As a kind of “teaser” we invited three artists to lead a boat tour on a Classic Harbor Lines yacht from Chelsea Piers out to the Confluence by boat. This was in October of 2016, and we asked Nancy Nowacek, Lize Mogel, and Mary Mattingly to guide us on the trip. We pulled up alongside Mary’s “Swale” project, a barge that contained a “floating food forest” which was then anchored at Brooklyn Bridge Park; Nancy guided us through her proposal for “Citizen Bridge,” a temporary walkway to connect Governor’s Island with Brooklyn over Buttermilk Channel; Lize narrated sludge barges and the three wastewater treatment plants that you can see along the route, and illustrated her talk with baked cookies that were frosted with aerial images of these plants. It was an incredibly windy day. So all in all this was an amazingly fortuitous and fun way to begin a project.

These artists became part of the first “cohort” of the Field R/D residency. The first official meeting was in April the following year, and at this point we had named the initial cohort as Gabri Christa, Billy Dufala, Torkwase Dyson, Mary Mattingly, Lize Mogel, Nancy Nowacek, Joe Riley & Audrey Snyder, along with photographer Natalie Conn who was commissioned to document the artists’ processes and the artist and writer Kendra Sullivan who will be writing an essay about the project for an eventual catalog publication. We would meet once a month to discuss texts, screen films made by artists at Fresh Kills Landfill — Mierle Laderman Ukeles has a piece from the 90s that is incredible, and there’s a little known Matta-Clark film about his van — and share work and riff on each others’ proposal ideas, and sometimes invite in speakers to share their research and work around the park and NYC’s waste management systems. We left the structure fairly open, and artists could arrange with Mariel to visit the site, and were invited to take part in science and other research opportunities (from bird banding to soil and water testing) along the way, in addition to connecting them with knowledgeable folks in city agencies.

How have participating artists approached the process-based residency program?

Each of the artists involved were offered the opportunity to make a proposal for the park as part of their research. In some cases these resulted in proposals for actual pieces, and in some the proposals themselves became the artwork. I think what was really important in the process here was that the artists were invited to play within this very tightly controlled space.
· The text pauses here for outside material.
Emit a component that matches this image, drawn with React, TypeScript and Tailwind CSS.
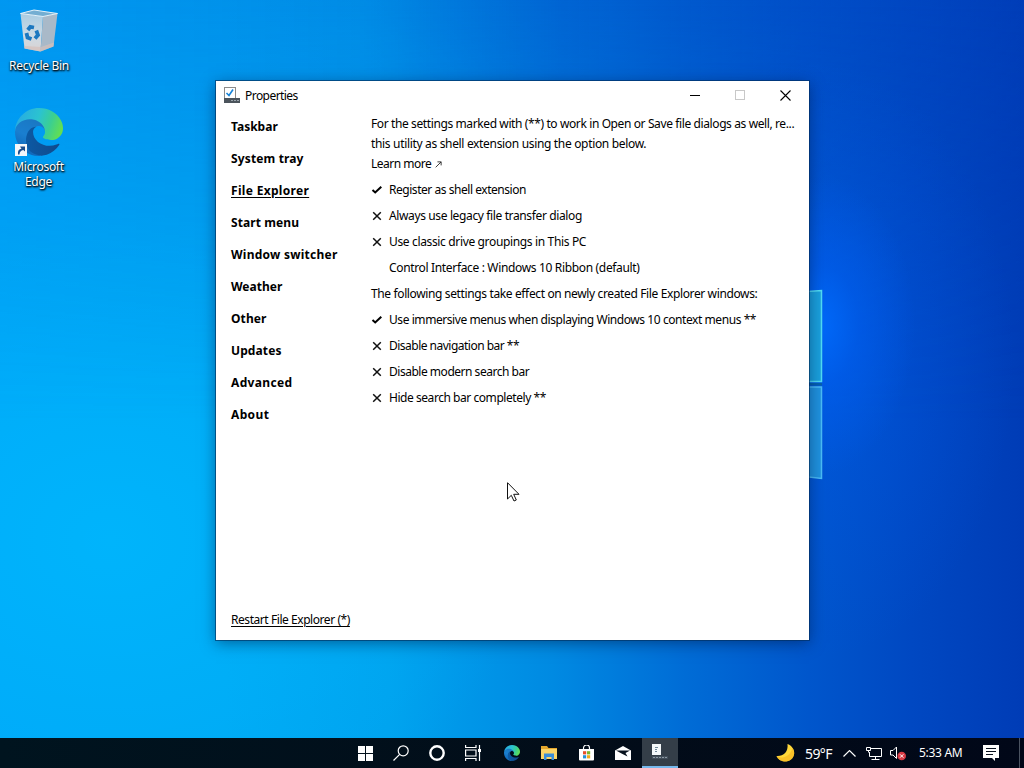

You have to remember there is no public access to this site (aside from guided weekend programming and a few large scale events per year) and it is simultaneously managed and maintained by multiple city and state agencies.

As a group, we grappled with the environmental trauma inherent to the site — the legacy of waste on top of valuable ecosystems and the emotional history of 9/11 around the same time that the landfill closed. At the same time, Fresh Kills (the landfill) is a mega-monument to consumerism, which can seem absurd and prompted humorous or playful approaches to the site by artists in the first cohort. These responses point out how out-of-whack our habits and relationships to our personal waste are and how desperately they need to change to spare other communities in the waste export network. Each of the artists brought their particular lens and vocabulary to the process, and this produced a really diverse kind of response to the site.

What is the focus of the 2200 Acres exhibition?

The exhibition revolves around the proposals that the artists made for a work or series of works that could theoretically be installed/performed/or otherwise exhibited at Freshkills. For the time being, the framework to install a massive public art project does not yet exist. So for 2200 Acres, we wanted to share the process and the proposals that came out of our year of working together.

We asked the artists to delve into their proposals, to produce proofs of concept and renderings and share their research with the public. This resulted in a number of works that really stand alone as artworks, including a native pollinator garden that was planted in its first iteration by Mary Mattingly and will continue to exist at the Richmond Avenue site of the Freshkills Park Studio + Gallery, and a 360 degree video piece by Nancy Nowacek that functions as an installation and a wearable experience of the choreographed performance she created for the mounds. The Dufala Brothers (Billy invited in his collaborator Steven to work on the exhibition) presented small architectural maquettes of four proposals for public art, including a performance called “dumpster dominoes” that is exactly what it sounds like and for practical reasons will probably never be able to be enacted on site. With Mare Liberum we designed a boat specifically for the marsh, based on human powered marsh boats from around the world, and intended to be constructed out of cast-off cardboard. Joe Riley & Audrey Snyder’s work researching the hidden networks of waste transport and following New York City waste to the 9 states that now receive garbage that would have gone to Fresh Kills Landfill before closure became a sculptural video installation. So in some ways these research-objects, that is, objects that tell the story and process of the research, and function of artworks on their own, became the focus of the show.

What are the next steps for Field R/D?

The current exhibition is on view at the Freshkills Park Studio + Gallery until February, and we hosted an artist-organized performance-lecture-tour of the Park led by Lize Mogel on November 18, 2018. We’re simultaneously launching our second cohort, which includes Staten Island-based visual artist and filmmaker Jen Liu, printmaker and sound artist Sto Len, and visual artist and cultural activist Antonio Serna. The second year will draw on learning from the first, as we continue to cultivate and refine the research residency and create possible frameworks and openings for artists and community interaction through public art at Freshkills Park as the site develops over the next 20-30 years.